### Description of the task
Among the lines of data below, reproduce only those from the one with "Give me the" through the one with "import React from", exactly as they stand, both ends included.

### Records for this task
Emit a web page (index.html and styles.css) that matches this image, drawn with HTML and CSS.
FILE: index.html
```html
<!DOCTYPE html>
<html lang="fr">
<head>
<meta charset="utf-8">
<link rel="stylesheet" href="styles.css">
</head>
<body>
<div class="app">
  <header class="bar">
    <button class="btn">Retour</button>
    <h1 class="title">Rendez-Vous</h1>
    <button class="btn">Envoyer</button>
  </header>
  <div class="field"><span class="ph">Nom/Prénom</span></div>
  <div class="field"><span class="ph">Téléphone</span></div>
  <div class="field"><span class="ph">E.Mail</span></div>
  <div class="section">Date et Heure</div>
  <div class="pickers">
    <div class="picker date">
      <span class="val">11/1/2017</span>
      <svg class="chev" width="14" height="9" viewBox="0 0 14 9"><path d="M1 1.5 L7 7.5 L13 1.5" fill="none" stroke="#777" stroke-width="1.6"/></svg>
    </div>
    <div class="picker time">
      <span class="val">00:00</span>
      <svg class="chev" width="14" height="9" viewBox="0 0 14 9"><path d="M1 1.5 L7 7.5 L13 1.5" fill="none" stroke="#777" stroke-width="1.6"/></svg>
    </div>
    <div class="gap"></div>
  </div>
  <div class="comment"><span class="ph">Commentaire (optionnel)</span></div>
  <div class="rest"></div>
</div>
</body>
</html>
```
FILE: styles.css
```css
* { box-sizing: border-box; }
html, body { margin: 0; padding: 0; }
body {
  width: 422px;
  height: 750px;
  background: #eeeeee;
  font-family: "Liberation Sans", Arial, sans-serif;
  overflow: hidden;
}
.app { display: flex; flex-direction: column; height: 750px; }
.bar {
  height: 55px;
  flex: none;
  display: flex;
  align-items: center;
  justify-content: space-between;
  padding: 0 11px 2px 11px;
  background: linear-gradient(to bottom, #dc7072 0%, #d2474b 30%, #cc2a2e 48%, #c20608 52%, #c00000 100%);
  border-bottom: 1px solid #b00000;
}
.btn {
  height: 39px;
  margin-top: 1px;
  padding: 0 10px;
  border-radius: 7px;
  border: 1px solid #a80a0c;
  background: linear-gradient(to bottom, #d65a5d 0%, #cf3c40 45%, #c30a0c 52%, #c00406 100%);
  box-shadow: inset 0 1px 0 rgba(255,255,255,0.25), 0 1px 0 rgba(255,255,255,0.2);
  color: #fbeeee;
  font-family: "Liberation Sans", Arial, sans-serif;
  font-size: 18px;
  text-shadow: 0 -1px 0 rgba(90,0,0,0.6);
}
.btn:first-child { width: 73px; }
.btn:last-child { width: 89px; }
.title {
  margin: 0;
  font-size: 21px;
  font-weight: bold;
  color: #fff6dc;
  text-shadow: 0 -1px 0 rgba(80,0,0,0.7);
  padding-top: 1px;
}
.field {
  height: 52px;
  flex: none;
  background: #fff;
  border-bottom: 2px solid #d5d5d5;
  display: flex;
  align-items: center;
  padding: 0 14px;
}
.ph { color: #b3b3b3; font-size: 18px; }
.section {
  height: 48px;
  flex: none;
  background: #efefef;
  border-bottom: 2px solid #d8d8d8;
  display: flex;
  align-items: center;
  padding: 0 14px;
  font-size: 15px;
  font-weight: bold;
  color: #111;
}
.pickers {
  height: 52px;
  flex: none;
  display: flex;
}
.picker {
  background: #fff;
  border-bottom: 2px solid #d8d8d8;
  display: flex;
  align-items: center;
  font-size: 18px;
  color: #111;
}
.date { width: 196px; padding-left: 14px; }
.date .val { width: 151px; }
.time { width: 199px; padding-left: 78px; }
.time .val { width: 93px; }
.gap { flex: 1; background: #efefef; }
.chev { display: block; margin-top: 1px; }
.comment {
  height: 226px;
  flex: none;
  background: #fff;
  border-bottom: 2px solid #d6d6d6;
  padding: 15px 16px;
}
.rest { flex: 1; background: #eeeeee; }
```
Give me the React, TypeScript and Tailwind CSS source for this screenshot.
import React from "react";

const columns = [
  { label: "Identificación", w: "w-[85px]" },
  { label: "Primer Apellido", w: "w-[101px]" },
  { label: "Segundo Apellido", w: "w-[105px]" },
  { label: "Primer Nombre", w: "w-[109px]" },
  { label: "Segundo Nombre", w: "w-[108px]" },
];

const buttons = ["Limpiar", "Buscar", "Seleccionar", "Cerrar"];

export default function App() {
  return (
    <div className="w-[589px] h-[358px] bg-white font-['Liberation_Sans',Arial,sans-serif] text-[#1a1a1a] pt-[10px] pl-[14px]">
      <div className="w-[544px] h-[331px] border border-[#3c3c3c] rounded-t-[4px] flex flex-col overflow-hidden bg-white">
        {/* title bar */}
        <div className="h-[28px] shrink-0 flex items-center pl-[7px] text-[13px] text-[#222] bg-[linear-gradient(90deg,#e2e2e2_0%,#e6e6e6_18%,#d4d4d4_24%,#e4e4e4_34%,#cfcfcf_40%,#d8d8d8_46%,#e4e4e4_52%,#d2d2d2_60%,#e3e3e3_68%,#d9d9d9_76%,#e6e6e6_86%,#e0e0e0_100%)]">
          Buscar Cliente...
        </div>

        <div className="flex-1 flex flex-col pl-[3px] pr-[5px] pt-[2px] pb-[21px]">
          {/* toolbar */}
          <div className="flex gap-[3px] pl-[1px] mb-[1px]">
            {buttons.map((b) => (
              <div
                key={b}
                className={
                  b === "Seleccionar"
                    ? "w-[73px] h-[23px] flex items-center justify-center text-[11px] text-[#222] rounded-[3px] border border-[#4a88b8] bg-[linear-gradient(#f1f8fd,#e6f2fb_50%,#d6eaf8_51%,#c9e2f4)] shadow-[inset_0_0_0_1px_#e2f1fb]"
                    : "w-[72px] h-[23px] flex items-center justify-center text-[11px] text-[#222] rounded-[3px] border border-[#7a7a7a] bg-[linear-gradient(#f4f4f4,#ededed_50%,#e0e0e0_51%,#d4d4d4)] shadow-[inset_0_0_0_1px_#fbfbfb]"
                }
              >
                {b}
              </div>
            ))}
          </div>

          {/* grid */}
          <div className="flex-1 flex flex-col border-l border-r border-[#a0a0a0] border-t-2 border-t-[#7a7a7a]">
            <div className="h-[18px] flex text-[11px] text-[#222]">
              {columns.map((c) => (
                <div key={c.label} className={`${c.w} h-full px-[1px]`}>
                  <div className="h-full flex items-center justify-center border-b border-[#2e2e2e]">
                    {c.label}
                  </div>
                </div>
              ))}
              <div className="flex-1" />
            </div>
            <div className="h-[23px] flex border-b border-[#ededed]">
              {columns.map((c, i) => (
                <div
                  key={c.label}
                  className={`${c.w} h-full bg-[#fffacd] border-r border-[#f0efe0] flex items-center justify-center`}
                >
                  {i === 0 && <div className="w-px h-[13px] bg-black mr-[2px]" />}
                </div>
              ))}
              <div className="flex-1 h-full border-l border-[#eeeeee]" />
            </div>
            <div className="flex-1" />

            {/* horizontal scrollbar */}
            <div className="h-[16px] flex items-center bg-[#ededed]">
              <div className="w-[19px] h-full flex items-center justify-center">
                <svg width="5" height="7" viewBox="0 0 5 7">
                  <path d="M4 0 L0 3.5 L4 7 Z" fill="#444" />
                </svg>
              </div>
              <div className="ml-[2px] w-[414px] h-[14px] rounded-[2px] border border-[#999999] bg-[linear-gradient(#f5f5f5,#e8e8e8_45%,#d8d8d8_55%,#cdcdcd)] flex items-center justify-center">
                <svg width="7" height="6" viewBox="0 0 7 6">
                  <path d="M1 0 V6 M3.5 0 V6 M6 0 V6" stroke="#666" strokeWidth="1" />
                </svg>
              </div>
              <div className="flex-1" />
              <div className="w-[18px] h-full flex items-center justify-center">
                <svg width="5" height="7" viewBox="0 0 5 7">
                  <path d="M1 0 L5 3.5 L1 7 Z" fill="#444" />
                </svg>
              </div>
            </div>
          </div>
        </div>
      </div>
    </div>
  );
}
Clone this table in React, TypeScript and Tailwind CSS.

### Expected output
Give me the React, TypeScript and Tailwind CSS source for this screenshot.
import React from "react";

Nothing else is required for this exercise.